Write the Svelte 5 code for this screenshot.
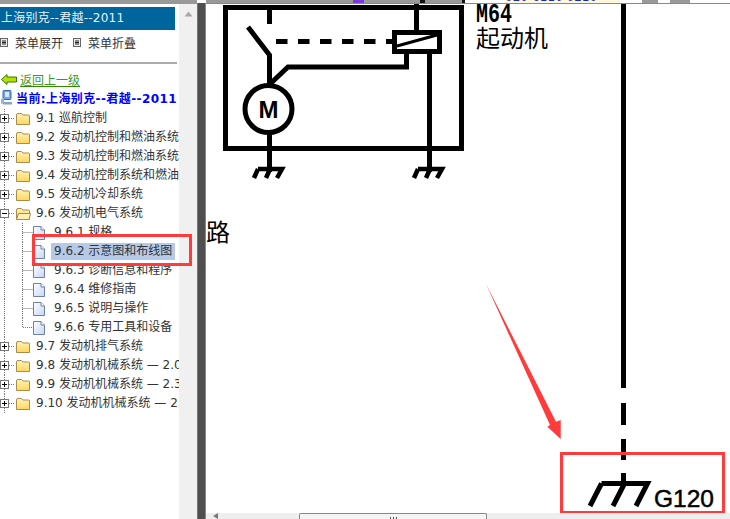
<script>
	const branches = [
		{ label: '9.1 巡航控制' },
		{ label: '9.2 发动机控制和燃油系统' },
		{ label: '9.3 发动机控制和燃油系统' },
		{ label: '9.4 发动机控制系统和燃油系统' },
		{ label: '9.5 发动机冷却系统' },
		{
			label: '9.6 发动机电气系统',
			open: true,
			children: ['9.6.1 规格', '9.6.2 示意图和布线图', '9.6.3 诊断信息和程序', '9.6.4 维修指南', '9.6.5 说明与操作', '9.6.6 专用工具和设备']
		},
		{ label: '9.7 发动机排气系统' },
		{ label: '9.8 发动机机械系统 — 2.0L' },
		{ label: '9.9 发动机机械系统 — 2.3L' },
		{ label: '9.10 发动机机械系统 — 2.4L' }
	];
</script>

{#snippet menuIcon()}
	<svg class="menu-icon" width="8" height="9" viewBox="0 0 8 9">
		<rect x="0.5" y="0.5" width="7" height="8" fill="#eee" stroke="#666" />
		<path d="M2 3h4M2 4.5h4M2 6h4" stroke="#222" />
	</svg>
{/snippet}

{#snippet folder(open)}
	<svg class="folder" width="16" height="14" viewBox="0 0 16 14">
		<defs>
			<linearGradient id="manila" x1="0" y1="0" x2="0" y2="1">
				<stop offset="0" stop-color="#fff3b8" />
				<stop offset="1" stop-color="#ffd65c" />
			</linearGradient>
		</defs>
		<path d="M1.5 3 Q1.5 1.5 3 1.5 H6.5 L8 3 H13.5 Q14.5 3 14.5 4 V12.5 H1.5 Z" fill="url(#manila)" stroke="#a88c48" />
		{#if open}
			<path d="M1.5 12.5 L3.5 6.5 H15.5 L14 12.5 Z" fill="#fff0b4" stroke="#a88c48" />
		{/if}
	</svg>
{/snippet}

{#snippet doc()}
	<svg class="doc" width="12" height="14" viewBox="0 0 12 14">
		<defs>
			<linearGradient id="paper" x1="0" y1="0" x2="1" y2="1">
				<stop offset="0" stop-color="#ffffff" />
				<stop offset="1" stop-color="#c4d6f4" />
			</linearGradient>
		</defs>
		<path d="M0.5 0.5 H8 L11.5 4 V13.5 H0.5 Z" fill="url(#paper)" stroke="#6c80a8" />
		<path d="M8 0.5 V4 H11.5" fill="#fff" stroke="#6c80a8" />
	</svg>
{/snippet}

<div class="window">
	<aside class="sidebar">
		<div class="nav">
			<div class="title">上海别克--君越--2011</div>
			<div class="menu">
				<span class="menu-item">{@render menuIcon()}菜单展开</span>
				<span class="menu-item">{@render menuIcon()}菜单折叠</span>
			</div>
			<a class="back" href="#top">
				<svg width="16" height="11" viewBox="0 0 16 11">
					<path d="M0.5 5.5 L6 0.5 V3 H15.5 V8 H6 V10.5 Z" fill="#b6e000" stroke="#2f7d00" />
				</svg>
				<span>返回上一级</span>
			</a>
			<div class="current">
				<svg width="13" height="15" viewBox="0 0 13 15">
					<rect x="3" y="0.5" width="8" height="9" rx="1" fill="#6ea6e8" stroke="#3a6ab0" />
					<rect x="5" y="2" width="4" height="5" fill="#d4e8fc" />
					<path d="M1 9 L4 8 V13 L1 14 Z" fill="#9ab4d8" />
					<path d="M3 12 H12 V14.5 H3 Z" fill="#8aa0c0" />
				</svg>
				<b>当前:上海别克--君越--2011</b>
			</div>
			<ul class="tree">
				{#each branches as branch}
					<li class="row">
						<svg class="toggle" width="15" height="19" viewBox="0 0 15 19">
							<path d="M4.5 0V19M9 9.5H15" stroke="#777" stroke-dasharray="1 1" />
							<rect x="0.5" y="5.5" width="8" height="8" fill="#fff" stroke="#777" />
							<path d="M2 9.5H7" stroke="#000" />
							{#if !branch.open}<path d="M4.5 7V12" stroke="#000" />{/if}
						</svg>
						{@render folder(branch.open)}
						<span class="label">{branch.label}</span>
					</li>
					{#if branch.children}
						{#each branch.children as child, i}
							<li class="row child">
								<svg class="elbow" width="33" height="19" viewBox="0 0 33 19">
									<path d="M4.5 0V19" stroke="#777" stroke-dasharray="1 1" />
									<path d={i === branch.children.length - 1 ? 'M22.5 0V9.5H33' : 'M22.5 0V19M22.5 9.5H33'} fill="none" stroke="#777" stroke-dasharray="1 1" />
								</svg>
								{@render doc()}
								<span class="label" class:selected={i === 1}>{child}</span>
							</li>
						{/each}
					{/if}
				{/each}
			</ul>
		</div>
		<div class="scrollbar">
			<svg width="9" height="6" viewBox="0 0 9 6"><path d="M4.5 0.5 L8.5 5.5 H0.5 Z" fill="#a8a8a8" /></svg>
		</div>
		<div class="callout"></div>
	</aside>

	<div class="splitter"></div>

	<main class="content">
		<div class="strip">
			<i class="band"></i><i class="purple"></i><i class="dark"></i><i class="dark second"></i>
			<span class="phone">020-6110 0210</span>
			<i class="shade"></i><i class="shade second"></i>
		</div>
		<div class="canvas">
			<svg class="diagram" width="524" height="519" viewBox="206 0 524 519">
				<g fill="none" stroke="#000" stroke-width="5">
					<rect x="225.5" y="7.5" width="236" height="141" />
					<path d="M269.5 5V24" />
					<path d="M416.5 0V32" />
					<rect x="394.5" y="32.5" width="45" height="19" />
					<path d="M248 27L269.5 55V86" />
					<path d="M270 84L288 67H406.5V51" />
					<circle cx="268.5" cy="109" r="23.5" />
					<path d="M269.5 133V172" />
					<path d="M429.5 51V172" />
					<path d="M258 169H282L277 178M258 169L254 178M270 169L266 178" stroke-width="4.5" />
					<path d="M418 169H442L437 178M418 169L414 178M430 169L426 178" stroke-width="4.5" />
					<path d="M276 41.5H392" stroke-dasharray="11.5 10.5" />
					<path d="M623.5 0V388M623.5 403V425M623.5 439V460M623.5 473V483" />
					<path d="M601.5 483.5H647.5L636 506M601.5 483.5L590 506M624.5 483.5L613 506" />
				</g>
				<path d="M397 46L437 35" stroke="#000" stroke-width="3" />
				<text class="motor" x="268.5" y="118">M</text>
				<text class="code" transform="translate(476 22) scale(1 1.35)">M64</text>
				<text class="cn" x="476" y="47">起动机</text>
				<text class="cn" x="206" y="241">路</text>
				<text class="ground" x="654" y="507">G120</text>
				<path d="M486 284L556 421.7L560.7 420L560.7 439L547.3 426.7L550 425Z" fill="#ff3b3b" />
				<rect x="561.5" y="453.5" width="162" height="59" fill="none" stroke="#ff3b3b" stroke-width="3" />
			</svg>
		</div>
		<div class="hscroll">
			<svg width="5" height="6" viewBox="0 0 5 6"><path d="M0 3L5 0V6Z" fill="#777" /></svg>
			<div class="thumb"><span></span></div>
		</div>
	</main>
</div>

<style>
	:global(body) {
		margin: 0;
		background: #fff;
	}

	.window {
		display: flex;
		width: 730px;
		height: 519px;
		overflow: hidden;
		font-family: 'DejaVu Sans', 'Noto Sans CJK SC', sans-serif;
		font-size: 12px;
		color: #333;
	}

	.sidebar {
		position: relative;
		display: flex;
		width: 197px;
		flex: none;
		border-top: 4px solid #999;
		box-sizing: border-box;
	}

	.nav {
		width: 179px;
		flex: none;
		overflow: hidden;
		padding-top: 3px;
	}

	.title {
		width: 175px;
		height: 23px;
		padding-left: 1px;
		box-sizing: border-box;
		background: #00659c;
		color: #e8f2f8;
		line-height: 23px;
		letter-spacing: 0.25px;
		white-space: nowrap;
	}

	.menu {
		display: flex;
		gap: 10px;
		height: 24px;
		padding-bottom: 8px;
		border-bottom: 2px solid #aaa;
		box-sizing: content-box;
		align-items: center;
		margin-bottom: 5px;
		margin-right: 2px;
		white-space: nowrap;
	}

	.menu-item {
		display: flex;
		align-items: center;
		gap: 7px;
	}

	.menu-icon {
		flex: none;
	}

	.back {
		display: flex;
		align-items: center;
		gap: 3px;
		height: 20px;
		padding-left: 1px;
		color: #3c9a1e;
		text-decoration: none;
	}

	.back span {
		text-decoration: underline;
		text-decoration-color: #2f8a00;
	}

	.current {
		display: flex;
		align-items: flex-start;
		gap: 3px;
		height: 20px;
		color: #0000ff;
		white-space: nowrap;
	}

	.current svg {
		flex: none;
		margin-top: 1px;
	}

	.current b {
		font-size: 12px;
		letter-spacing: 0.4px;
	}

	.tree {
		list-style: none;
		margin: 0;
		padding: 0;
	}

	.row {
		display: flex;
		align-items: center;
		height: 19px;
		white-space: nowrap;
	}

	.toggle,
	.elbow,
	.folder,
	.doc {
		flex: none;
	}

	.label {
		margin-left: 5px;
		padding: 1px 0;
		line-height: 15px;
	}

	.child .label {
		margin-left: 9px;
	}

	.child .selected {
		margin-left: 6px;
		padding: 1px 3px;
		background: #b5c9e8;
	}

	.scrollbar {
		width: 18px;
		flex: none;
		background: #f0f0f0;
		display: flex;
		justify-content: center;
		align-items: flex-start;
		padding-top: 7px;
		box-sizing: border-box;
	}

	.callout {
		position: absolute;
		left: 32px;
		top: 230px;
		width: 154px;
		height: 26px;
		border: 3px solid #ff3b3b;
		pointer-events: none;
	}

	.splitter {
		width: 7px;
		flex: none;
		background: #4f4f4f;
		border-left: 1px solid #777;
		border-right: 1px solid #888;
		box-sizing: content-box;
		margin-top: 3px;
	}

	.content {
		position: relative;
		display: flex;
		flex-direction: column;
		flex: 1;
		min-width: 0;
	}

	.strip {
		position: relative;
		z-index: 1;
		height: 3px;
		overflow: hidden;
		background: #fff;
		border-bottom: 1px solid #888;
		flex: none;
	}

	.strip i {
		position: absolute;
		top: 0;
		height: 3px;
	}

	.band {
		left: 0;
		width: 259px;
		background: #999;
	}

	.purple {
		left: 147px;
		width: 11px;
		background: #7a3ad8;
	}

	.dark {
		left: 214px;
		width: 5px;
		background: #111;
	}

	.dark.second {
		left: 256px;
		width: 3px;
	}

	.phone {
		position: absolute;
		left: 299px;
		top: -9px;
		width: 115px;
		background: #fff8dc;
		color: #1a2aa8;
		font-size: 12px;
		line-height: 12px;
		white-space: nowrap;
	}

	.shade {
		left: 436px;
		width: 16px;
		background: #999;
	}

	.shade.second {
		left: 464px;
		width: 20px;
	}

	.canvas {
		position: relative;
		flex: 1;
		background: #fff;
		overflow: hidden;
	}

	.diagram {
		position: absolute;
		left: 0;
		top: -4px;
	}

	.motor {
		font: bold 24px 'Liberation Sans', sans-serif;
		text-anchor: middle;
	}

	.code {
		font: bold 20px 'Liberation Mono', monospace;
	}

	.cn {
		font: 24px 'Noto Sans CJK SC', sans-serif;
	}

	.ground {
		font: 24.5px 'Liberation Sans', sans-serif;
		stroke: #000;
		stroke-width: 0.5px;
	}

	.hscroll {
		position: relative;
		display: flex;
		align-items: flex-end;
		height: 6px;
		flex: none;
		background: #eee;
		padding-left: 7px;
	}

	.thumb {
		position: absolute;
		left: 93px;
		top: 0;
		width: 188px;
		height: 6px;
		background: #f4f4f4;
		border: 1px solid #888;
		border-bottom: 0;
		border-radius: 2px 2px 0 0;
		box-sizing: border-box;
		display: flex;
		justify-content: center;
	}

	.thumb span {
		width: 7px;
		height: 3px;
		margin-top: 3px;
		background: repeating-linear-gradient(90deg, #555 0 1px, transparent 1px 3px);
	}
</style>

▶ Direction:
Gather up the lines that contain the word "code".

▶ Final result:
Write the Svelte 5 code for this screenshot.
				<text class="code" transform="translate(476 22) scale(1 1.35)">M64</text>
	.code {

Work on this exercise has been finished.